Greenpeace produced evidence from testing lab IPS Global that the toilet tissue contained rainforest fibres, and concluded the wood had been logged from Indonesian rainforests, home to the threatened Sumatran tiger.
Cottonsoft's parent company, Indonesian paper giant Asia Pulp and Paper (APP), rebutted the allegation, saying its products are made from Asian plantation sources considered "standard pulpwood plantation species".
It accused the environmental group of damaging its brand and threatening the jobs of its 130 employees in Auckland and Dunedin plants, and said even IPS itself had admitted its findings were "baseless".
But Greenpeace is fighting back, releasing new results from Germany's Institute of Paper Science and Technology that it says proves the accuracy of earlier tests.

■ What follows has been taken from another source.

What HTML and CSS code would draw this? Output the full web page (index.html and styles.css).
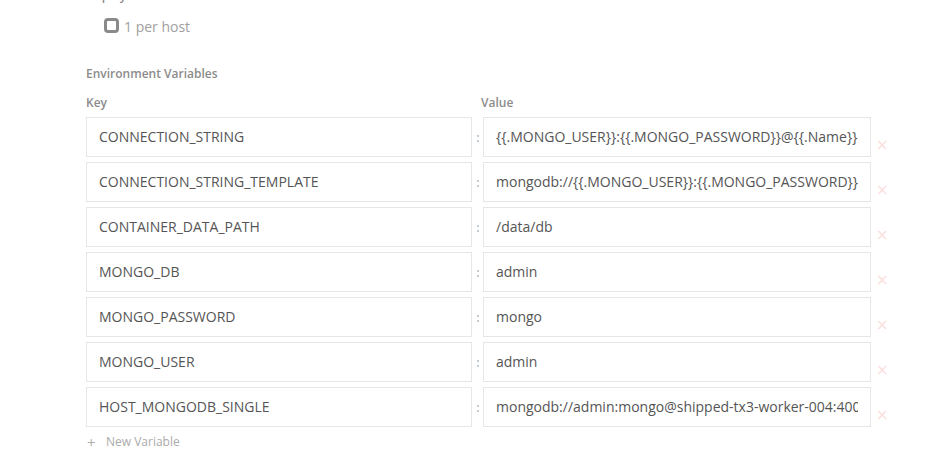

It challenged the claim IPS had disowned its results with a letter saying its results were indisputable.
Greenpeace NZ executive director Bunny McDiarmid said the findings prove the company has been caught red-handed with a supply chain contaminated with rainforest fibre.
She urged Kiwi companies and consumers to boycott the brand by not working with or purchasing Cottonsoft products.
"It's time for APP/Cottonsoft to clean up their act and give people what they want - toilet roll that doesn't trash the rainforests," McDiarmid said.
Cottonsoft was once New Zealand-owned but was bought out in 2007 by APP, the world's fifth largest paper manufacturer.